O mesmo se aplica ao resfriamento na sala de espera ou sala de resfriamento especial, onde o grau de cobertura pode diferir de uma vaca para a outra na mesma sala, dependendo de onde a vaca está.

Conclusão
Até este ponto, conclui-se que há muitos fatores que podem afetar a qualidade de resfriamento e, portanto, a forma como a fazenda lida com o estresse térmico no verão. Fica claro que somente ao combinar uma operação adequada simultaneamente com todos os fatores acima mencionados pode-se obter os resultados esperados e o retorno do investimento no sistema de resfriamento.

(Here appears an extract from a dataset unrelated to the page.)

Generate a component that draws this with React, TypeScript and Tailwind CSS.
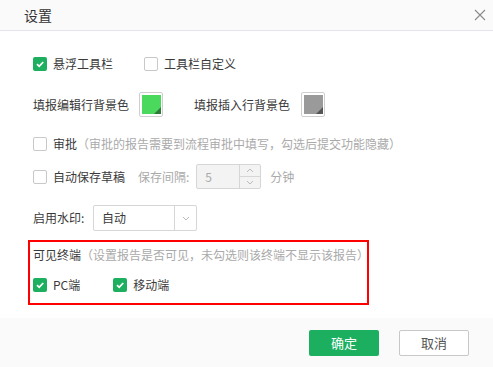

Recentemente, começamos a usar uma tecnologia simples e barata para monitoramento de mudanças diurnas na temperatura corporal das vacas, com uso de termômetros colocados em dispositivos intravaginais (CIDR). Recomendo o uso destes termômetros para avaliar a eficácia do sistema de resfriamento e seu gerenciamento. Recomendo inserir pelo menos cinco dispositivos simultaneamente em um grupo de vacas (e 10 unidades seriam ainda melhor). As informações obtidas nos dirão se as vacas foram suficientemente resfriadas e, no caso de uma variação muito grande entre as vacas, será um sinal de que o tratamento não está uniforme e há espaço para melhorias.

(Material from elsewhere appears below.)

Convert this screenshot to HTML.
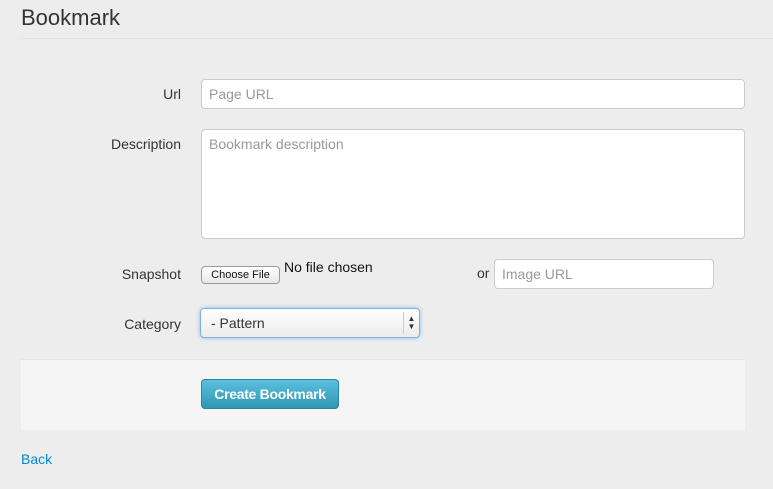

O estudo do custo-benefício do sistema de resfriamento por meio de um programa que desenvolvi mostra que, quando o sistema dá os resultados esperados, o investimento pode se pagar em menos de dois anos, propiciando um lucro considerável ao produtor, após descontar todos os custos operacionais e despesas extras com alimentação necessárias para o aumento da produção de leite no verão. Por outro lado, uma fazenda leiteira que investe muito dinheiro na instalação e operação do sistema de resfriamento e que não obtém os resultados esperados pode perder dinheiro devido à queda na produção e aos altos custos de operação.
Em conclusão, é importante resfriar as vacas no verão, mas é necessário fazer isso adequadamente para a obtenção de melhorias na produção de leite e na fertilidade e, assim, obter benefícios econômicos do processo.